━━━ Supplied material ━━━
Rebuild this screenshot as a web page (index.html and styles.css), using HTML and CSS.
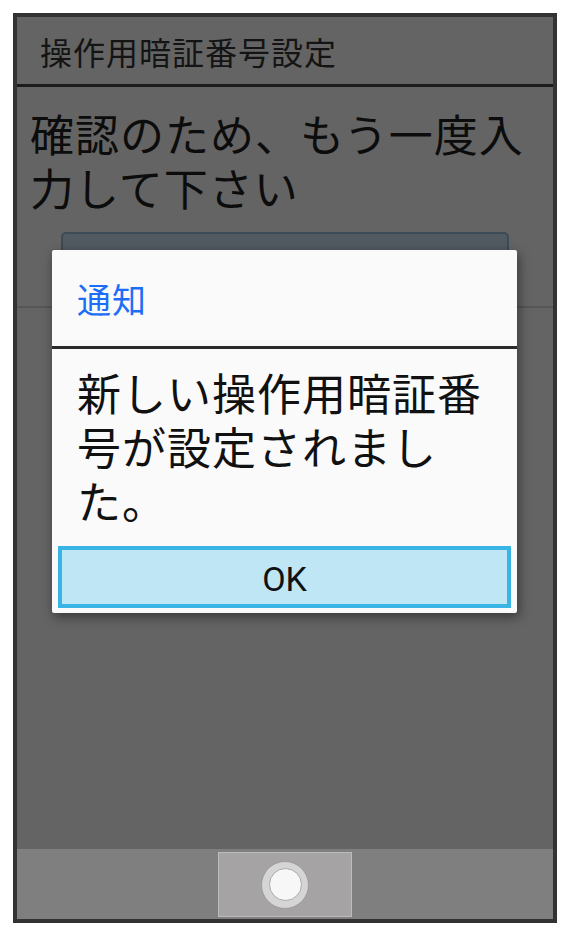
FILE: index.html
```html
<!DOCTYPE html>
<html lang="ja">
<head>
  <meta charset="UTF-8" />
  <meta name="viewport" content="width=device-width, initial-scale=1.0"/>
  <title>操作用暗証番号設定</title>
  <link rel="stylesheet" href="styles.css">
</head>
<body>
  <div class="phone">
    <header class="title-bar">操作用暗証番号設定</header>

    <main class="screen">
      <p class="prompt">確認のため、もう一度入力して下さい</p>
      <div class="pin-field"></div>
      <div class="rule"></div>
    </main>

    <nav class="nav-bar">
      <button class="home" aria-label="home">
        <span class="home-ring"><span class="home-dot"></span></span>
      </button>
    </nav>

    <div class="dialog">
      <div class="dialog-title">通知</div>
      <p class="dialog-message">新しい操作用暗証番号が設定されました。</p>
      <button class="ok-btn">OK</button>
    </div>
  </div>
</body>
</html>
```

FILE: styles.css
```css
* {
  margin: 0;
  padding: 0;
  box-sizing: border-box;
}

body {
  background: #fff;
  font-family: "Noto Sans CJK JP", "Noto Sans", sans-serif;
}

.phone {
  position: relative;
  margin: 13px;
  width: 544px;
  height: 910px;
  border: 4px solid #333;
  display: flex;
  flex-direction: column;
  background: #646464;
}

.title-bar {
  height: 70px;
  padding-left: 23px;
  display: flex;
  align-items: center;
  border-bottom: 3px solid #1c1c1c;
  font-size: 32px;
  letter-spacing: 1px;
  color: #141414;
}

.screen {
  flex: 1;
  background: #646464;
}

.prompt {
  padding: 19px 13px 0;
  font-size: 44px;
  line-height: 54px;
  letter-spacing: 1px;
  color: #0c0c0c;
}

.pin-field {
  margin: 18px 44px 0 44px;
  height: 62px;
  background: #515961;
  border: 2px solid #3d4b57;
  border-radius: 5px;
}

.rule {
  margin-top: 12px;
  height: 2px;
  background: #565656;
}

.nav-bar {
  height: 70px;
  background: #7f7f7f;
  display: flex;
  justify-content: center;
  padding-top: 3px;
}

.home {
  width: 134px;
  height: 65px;
  background: #a5a3a4;
  border: 1px solid #bcbcbc;
  display: flex;
  align-items: center;
  justify-content: center;
}

.home-ring {
  width: 48px;
  height: 48px;
  border-radius: 50%;
  background: #d5d5d5;
  border: 1px solid #9c9c9c;
  display: flex;
  align-items: center;
  justify-content: center;
}

.home-dot {
  width: 33px;
  height: 33px;
  border-radius: 50%;
  background: #f7f7f7;
  border: 1px solid #a9a9a9;
}

.dialog {
  position: absolute;
  left: 35px;
  top: 233px;
  width: 465px;
  height: 363px;
  background: #fafafa;
  border-radius: 2px;
  box-shadow: 2px 4px 12px rgba(0, 0, 0, 0.45);
  display: flex;
  flex-direction: column;
}

.dialog-title {
  height: 99px;
  padding-left: 25px;
  display: flex;
  align-items: center;
  border-bottom: 3px solid #2a2a2a;
  font-size: 34px;
  letter-spacing: 1px;
  color: #1d6ef7;
}

.dialog-message {
  padding: 16px 20px 0 25px;
  font-size: 44px;
  line-height: 54px;
  letter-spacing: 1px;
  color: #111;
}

.ok-btn {
  margin: auto 6px 5px;
  height: 62px;
  padding-top: 3px;
  border: 4px solid #38b5e5;
  background: #bee6f4;
  font-family: Roboto, "Noto Sans", sans-serif;
  font-size: 34px;
  color: #111;
}
```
━━━
Directions for this task: Word for word, quote the full listing, omitting every picture.

Answer for the task:
Rebuild this screenshot as a web page (index.html and styles.css), using HTML and CSS.
FILE: index.html
```html
<!DOCTYPE html>
<html lang="ja">
<head>
  <meta charset="UTF-8" />
  <meta name="viewport" content="width=device-width, initial-scale=1.0"/>
  <title>操作用暗証番号設定</title>
  <link rel="stylesheet" href="styles.css">
</head>
<body>
  <div class="phone">
    <header class="title-bar">操作用暗証番号設定</header>

    <main class="screen">
      <p class="prompt">確認のため、もう一度入力して下さい</p>
      <div class="pin-field"></div>
      <div class="rule"></div>
    </main>

    <nav class="nav-bar">
      <button class="home" aria-label="home">
        <span class="home-ring"><span class="home-dot"></span></span>
      </button>
    </nav>

    <div class="dialog">
      <div class="dialog-title">通知</div>
      <p class="dialog-message">新しい操作用暗証番号が設定されました。</p>
      <button class="ok-btn">OK</button>
    </div>
  </div>
</body>
</html>
```

FILE: styles.css
```css
* {
  margin: 0;
  padding: 0;
  box-sizing: border-box;
}

body {
  background: #fff;
  font-family: "Noto Sans CJK JP", "Noto Sans", sans-serif;
}

.phone {
  position: relative;
  margin: 13px;
  width: 544px;
  height: 910px;
  border: 4px solid #333;
  display: flex;
  flex-direction: column;
  background: #646464;
}

.title-bar {
  height: 70px;
  padding-left: 23px;
  display: flex;
  align-items: center;
  border-bottom: 3px solid #1c1c1c;
  font-size: 32px;
  letter-spacing: 1px;
  color: #141414;
}

.screen {
  flex: 1;
  background: #646464;
}

.prompt {
  padding: 19px 13px 0;
  font-size: 44px;
  line-height: 54px;
  letter-spacing: 1px;
  color: #0c0c0c;
}

.pin-field {
  margin: 18px 44px 0 44px;
  height: 62px;
  background: #515961;
  border: 2px solid #3d4b57;
  border-radius: 5px;
}

.rule {
  margin-top: 12px;
  height: 2px;
  background: #565656;
}

.nav-bar {
  height: 70px;
  background: #7f7f7f;
  display: flex;
  justify-content: center;
  padding-top: 3px;
}

.home {
  width: 134px;
  height: 65px;
  background: #a5a3a4;
  border: 1px solid #bcbcbc;
  display: flex;
  align-items: center;
  justify-content: center;
}

.home-ring {
  width: 48px;
  height: 48px;
  border-radius: 50%;
  background: #d5d5d5;
  border: 1px solid #9c9c9c;
  display: flex;
  align-items: center;
  justify-content: center;
}

.home-dot {
  width: 33px;
  height: 33px;
  border-radius: 50%;
  background: #f7f7f7;
  border: 1px solid #a9a9a9;
}

.dialog {
  position: absolute;
  left: 35px;
  top: 233px;
  width: 465px;
  height: 363px;
  background: #fafafa;
  border-radius: 2px;
  box-shadow: 2px 4px 12px rgba(0, 0, 0, 0.45);
  display: flex;
  flex-direction: column;
}

.dialog-title {
  height: 99px;
  padding-left: 25px;
  display: flex;
  align-items: center;
  border-bottom: 3px solid #2a2a2a;
  font-size: 34px;
  letter-spacing: 1px;
  color: #1d6ef7;
}

.dialog-message {
  padding: 16px 20px 0 25px;
  font-size: 44px;
  line-height: 54px;
  letter-spacing: 1px;
  color: #111;
}

.ok-btn {
  margin: auto 6px 5px;
  height: 62px;
  padding-top: 3px;
  border: 4px solid #38b5e5;
  background: #bee6f4;
  font-family: Roboto, "Noto Sans", sans-serif;
  font-size: 34px;
  color: #111;
}
```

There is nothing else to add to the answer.